Chart B shows that today's payroll taxes could be cut, because Social Security
is currently running a surplus. By 2037, however, taxes would have to rise by
28-39 percent if promised benefits are to be paid.
What does this mean in practice? Today's payroll tax rate is 12.4 percent
of wages and salary. Wanda Worker retires in the year 2037, at age 67. To pay
the $1,096 dollar monthly benefit she has been promised, workers in 2037 would
have to see their total Social Security tax burden increase to between 15.9
and 17.2 percent of their wages.
As with the Chart A, the level of taxes necessary to pay promised benefits
increases over time. By the time Wanda is 77, taxes would need to rise to between
15.8-17.6 percent of wages. By age 87, the high cost estimates show taxes might
have to rise as high as 18.1 percent.
Find the Tax Rate Needed to Pay Your Benefits
To find the payroll tax rate that must be paid by future workers to deliver
the benefits promised you in your Social Security Statement, simply find the
year in which you retire. The intermediate and high cost estimates show how
much taxes must increase by. For each following year, tax rates might have to
increase again in order to maintain full payment of your benefits.
What these numbers don't show, however, is whether future workers will be
willing to pay those extra taxes.

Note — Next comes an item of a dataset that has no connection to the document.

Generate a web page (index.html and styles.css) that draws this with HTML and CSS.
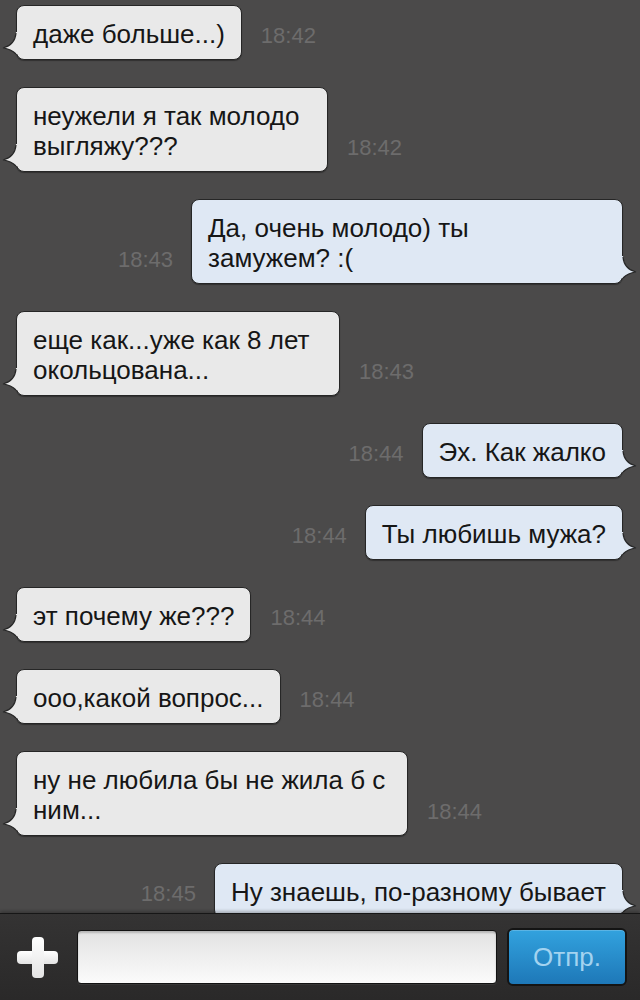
FILE: index.html
```html
<!DOCTYPE html>
<html lang="ru">
<head>
<meta charset="utf-8">
<title>Чат</title>
<link rel="stylesheet" href="styles.css">
</head>
<body>
<div class="screen">
  <div class="chat">
    <div class="row in">
      <div class="bubble">даже больше...)<svg class="tail" viewBox="0 0 18 24" width="18" height="24"><path class="tail-fill" d="M0 0 L3 0 Q4 13 16 16 Q8 17 3 22 L0 22 Z"/><path class="tail-line" d="M3 1 Q4 13 16 16 Q8 17 3 22"/></svg></div>
      <span class="time">18:42</span>
    </div>
    <div class="row in">
      <div class="bubble w312">неужели я так молодо<br>выгляжу???<svg class="tail" viewBox="0 0 18 24" width="18" height="24"><path class="tail-fill" d="M0 0 L3 0 Q4 13 16 16 Q8 17 3 22 L0 22 Z"/><path class="tail-line" d="M3 1 Q4 13 16 16 Q8 17 3 22"/></svg></div>
      <span class="time">18:42</span>
    </div>
    <div class="row out">
      <span class="time">18:43</span>
      <div class="bubble w432">Да, очень молодо) ты<br>замужем? :(<svg class="tail" viewBox="0 0 18 24" width="18" height="24"><path class="tail-fill" d="M0 0 L3 0 Q4 13 16 16 Q8 17 3 22 L0 22 Z"/><path class="tail-line" d="M3 1 Q4 13 16 16 Q8 17 3 22"/></svg></div>
    </div>
    <div class="row in">
      <div class="bubble w324">еще как...уже как 8 лет<br>окольцована...<svg class="tail" viewBox="0 0 18 24" width="18" height="24"><path class="tail-fill" d="M0 0 L3 0 Q4 13 16 16 Q8 17 3 22 L0 22 Z"/><path class="tail-line" d="M3 1 Q4 13 16 16 Q8 17 3 22"/></svg></div>
      <span class="time">18:43</span>
    </div>
    <div class="row out">
      <span class="time">18:44</span>
      <div class="bubble">Эх. Как жалко<svg class="tail" viewBox="0 0 18 24" width="18" height="24"><path class="tail-fill" d="M0 0 L3 0 Q4 13 16 16 Q8 17 3 22 L0 22 Z"/><path class="tail-line" d="M3 1 Q4 13 16 16 Q8 17 3 22"/></svg></div>
    </div>
    <div class="row out">
      <span class="time">18:44</span>
      <div class="bubble">Ты любишь мужа?<svg class="tail" viewBox="0 0 18 24" width="18" height="24"><path class="tail-fill" d="M0 0 L3 0 Q4 13 16 16 Q8 17 3 22 L0 22 Z"/><path class="tail-line" d="M3 1 Q4 13 16 16 Q8 17 3 22"/></svg></div>
    </div>
    <div class="row in">
      <div class="bubble">эт почему же???<svg class="tail" viewBox="0 0 18 24" width="18" height="24"><path class="tail-fill" d="M0 0 L3 0 Q4 13 16 16 Q8 17 3 22 L0 22 Z"/><path class="tail-line" d="M3 1 Q4 13 16 16 Q8 17 3 22"/></svg></div>
      <span class="time">18:44</span>
    </div>
    <div class="row in">
      <div class="bubble">ооо,какой вопрос...<svg class="tail" viewBox="0 0 18 24" width="18" height="24"><path class="tail-fill" d="M0 0 L3 0 Q4 13 16 16 Q8 17 3 22 L0 22 Z"/><path class="tail-line" d="M3 1 Q4 13 16 16 Q8 17 3 22"/></svg></div>
      <span class="time">18:44</span>
    </div>
    <div class="row in">
      <div class="bubble w392">ну не любила бы не жила б с<br>ним...<svg class="tail" viewBox="0 0 18 24" width="18" height="24"><path class="tail-fill" d="M0 0 L3 0 Q4 13 16 16 Q8 17 3 22 L0 22 Z"/><path class="tail-line" d="M3 1 Q4 13 16 16 Q8 17 3 22"/></svg></div>
      <span class="time">18:44</span>
    </div>
    <div class="row out">
      <span class="time">18:45</span>
      <div class="bubble">Ну знаешь, по-разному бывает<svg class="tail" viewBox="0 0 18 24" width="18" height="24"><path class="tail-fill" d="M0 0 L3 0 Q4 13 16 16 Q8 17 3 22 L0 22 Z"/><path class="tail-line" d="M3 1 Q4 13 16 16 Q8 17 3 22"/></svg></div>
    </div>
  </div>
  <div class="bar">
    <svg class="plus" viewBox="0 0 41 41" width="41" height="41">
      <defs>
        <linearGradient id="pg" x1="0" y1="0" x2="0" y2="1">
          <stop offset="0" stop-color="#ffffff"/>
          <stop offset="1" stop-color="#e4e4e4"/>
        </linearGradient>
      </defs>
      <rect x="0" y="14" width="41" height="13" rx="4" fill="url(#pg)"/>
      <rect x="15" y="0" width="12" height="41" rx="4" fill="url(#pg)"/>
    </svg>
    <div class="input"></div>
    <div class="send">Отпр.</div>
  </div>
</div>
</body>
</html>
```

FILE: styles.css
```css
* { box-sizing: border-box; }
html, body {
  margin: 0;
  padding: 0;
  background: #4a4949;
}
body {
  width: 640px;
  height: 1000px;
  overflow: hidden;
  font-family: "Liberation Sans", Arial, Helvetica, sans-serif;
}
.screen {
  width: 640px;
  height: 1000px;
  display: flex;
  flex-direction: column;
}
.chat {
  height: 913px;
  flex: none;
  overflow: hidden;
  padding-top: 5px;
  display: flex;
  flex-direction: column;
  gap: 27px;
  background: #4b4a4a;
}
.row {
  display: flex;
  align-items: flex-end;
  flex: none;
}
.row.in {
  justify-content: flex-start;
  padding-left: 16px;
}
.row.out {
  justify-content: flex-end;
  padding-right: 17px;
}
.bubble {
  position: relative;
  flex: none;
  font-size: 26px;
  line-height: 30px;
  color: #161616;
  padding: 13px 16px 10px 16px;
  border: 1px solid #262626;
  border-radius: 8px;
  white-space: nowrap;
  box-shadow: 0 1px 1px rgba(0, 0, 0, 0.35);
}
.row.in .bubble {
  background: #e9e9e9;
}
.row.out .bubble {
  background: #dfe8f4;
}
.w312 { width: 312px; }
.w432 { width: 432px; }
.w324 { width: 324px; }
.w392 { width: 392px; }
.tail {
  position: absolute;
  bottom: 3px;
  display: block;
  overflow: visible;
}
.row.out .tail {
  right: -16px;
}
.row.in .tail {
  left: -16px;
  transform: scaleX(-1);
}
.tail-fill {
  stroke: none;
}
.row.in .tail-fill { fill: #e9e9e9; }
.row.out .tail-fill { fill: #dfe8f4; }
.tail-line {
  fill: none;
  stroke: #262626;
  stroke-width: 1.2;
}
.time {
  font-size: 22px;
  line-height: 22px;
  color: #6d6c6c;
  margin-bottom: 13px;
  flex: none;
}
.row.in .time { margin-left: 19px; }
.row.out .time { margin-right: 18px; }

.bar {
  flex: 1;
  display: flex;
  align-items: center;
  padding: 0 13px 0 17px;
  background: linear-gradient(#343333, #2a2929);
  border-top: 1px solid #161616;
  box-shadow: 0 -2px 3px rgba(0, 0, 0, 0.25);
  position: relative;
}
.plus {
  flex: none;
  display: block;
  margin-right: 19px;
}
.input {
  width: 420px;
  height: 54px;
  flex: none;
  border-radius: 4px;
  border: 1px solid #121212;
  background: linear-gradient(#e2e2e2, #fbfbfb);
  box-shadow: inset 0 2px 2px rgba(0, 0, 0, 0.2), 0 1px 0 rgba(255, 255, 255, 0.06);
}
.send {
  flex: none;
  margin-left: 10px;
  width: 120px;
  height: 58px;
  border-radius: 6px;
  border: 2px solid #141414;
  background: linear-gradient(#32a2de, #1e78b8);
  color: #a3d3f0;
  font-size: 26px;
  line-height: 54px;
  text-align: center;
  box-shadow: inset 0 1px 0 rgba(255, 255, 255, 0.2);
}
```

At 12.4 percent, payroll taxes are already
too high, crowding out any personal savings many workers wish to make. Would
future voters be willing to see increases in their payroll tax rates of up to
50 percent? Perhaps, but perhaps not. That is part of the risk involved with
a pension system linked to the political process.
Conclusion
The new Social Security Statement has been advertised as a useful financial
planning tool. By itself, it is not worth much. But a little digging into Social
Security Administration projections provides a more accurate view of what Social
Security can really pay. It's not good news. But it may provide the impetus
to move to a privatized program based on personal retirement accounts that can
really pay the benefits it promises.